Değerli arkadaşım H. Mehmet Bozdağ’a cezaevine mektup yazdım. Kendisi, uzunca 4 sayfa cevap göndermiş ve sayfa sayfa köşemde yayınlamaya karar verdim.
Merhaba Ahmet arkadaş,
Mektubun güzel bir süpriz oldu. Haber almak , iyi olduğunu bilmek gerçekten sevindirici. Zaman zaman selamınıda alsam, ilk elden , doğrudan selamını almak ayrı bir güzellik. Ayrıca beni şaşırtan bir yanda, bu salgın çıktığından beri mektuplar çok aksıyarak geliyordu. Tedbir amaçlı 2-3 günde cezaevi ideresi bekletiyordu. Senin mektubun yedinci gün elime ulaştı. Konya’dan İzmir’den iki haftayı buluyor gelmesi Danimarka daha mı yakın .
Salgın dolayısıyla hergün koğuşumuzu çamaşır suyuyla dezennfekte etmeye alışıyoruz. Temizlik konusunda salgından önceden çok hassastık zaten ,tabi tüm tutukluların, cezaevi iderasinin hassas olması gerekiyor. En önemliside tedbir amaçlı herkesi kendi evinde karantinaya alması gerekiyordu. Tüm ülkeler izinli bırakırken bizde de bıraktılar. Bırakılmamız için tecavüzcü, istirmacı paylaşım yapan , tacizci, katil hırsız, uyuşturucu, dolandırıcı olmamız gerekiyormuş. Düşünce ‘’suçlusu’’ sosyal paylaşım yapan, tweettatan, gazeteci , akademisyen ise bırakılmasın. Bildiğim bir şey bir kez daha doğrulandı, adam öldür , mermi atmak af edilir ama tweet atan toplumsal çözüm için çabalayanlar ‘’af’’ edilmez (suçlular af edilir benim bir suçum olmadığına göre af kelimesi yanlış). Benim tutukluğumun siyasi bir karar olduğunun bilincindeyim. Başaşağı gidişi hızlandıracak güçlü bir muhalefeti durdurmak için bizlere yöneldiler . Yine ve farklı tek ses, statüko için en büyük riskti. Bizleri cezaevine atarak kısa bir an için nefes almış olabilirler ama acı olan, içimi acıtan ülke, toplum hızla geriye gidiyor. Ülkeleri , bireyleri geliştiren aydındır, siyasetçidir , akademisyendir, sanatçıdır, demokrasiyi var eden demokratik değerlerdir.

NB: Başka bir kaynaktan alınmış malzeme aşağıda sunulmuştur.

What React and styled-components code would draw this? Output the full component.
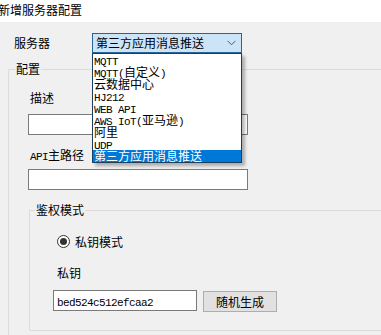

Bilinçli toplum,ahlaki- politik toplumu yaratan değerler hapsediliyorsa biliyorumki o ülke hızla geriye gidiyor. Bunu hak etmiyoruz. El ele vererek kalıcı uygarlığı yakalamalıyız. Tüm ötekiler, farklı olanlar (kürdü-türkü-alevisi, sünnisi, emekçisi,yoksulu, kadını, genci farklı olanlar) iyi bilmelidirki Kürt Mehmet cezaevinde ise mutsuzsa , demokrasi adalet arıyorsa ,Türk Hasan , Alevi Haydar , Ermeni Hrant, Muhamed cezaevindedir, baskı altındadır, mutsuzdur. Tek taraflı bir demokrasi yoktur, olamaz. Bugün değilse sıra yarın sendedir . Tarih bilinci güçlü olanlar çok iyi bilirler ki, Anadolu Mezopotamyasız, Mezopotamya Anadolusuz yapamaz.Bu Halklardan birinin başına, gelen diğerininde başına gelmiştir.
3. Dünya paylaşımının yaşandığı bugünlerde yan yana durma başarılmazsa ise herkes büyük kaybeder. Ortadoguda, Anadoluda Mezopotamya’da milliyetçilik en büyük felakettir. Tam bir mozaik üçgeni olan coğrafyayı içinden çıkılmaz, yüzyılları bulacak savaş çeperine dönüştürür. İlklerin merkezidir Mezopotamya. İnsanlaşmanın, neolitiktarım devriminin, devletleşmenin, ilk tek tanrılı dinlerin, Anatanrıçası kültürünün, komünilitenin merkezidir. Kökleri çok derinde olan bir coğrafya, Zagros-Toros silsilesinde kendini yeniden küllerinden var edebilme potansiyeli, kapitalist moderniteyi rahatsız ediyor.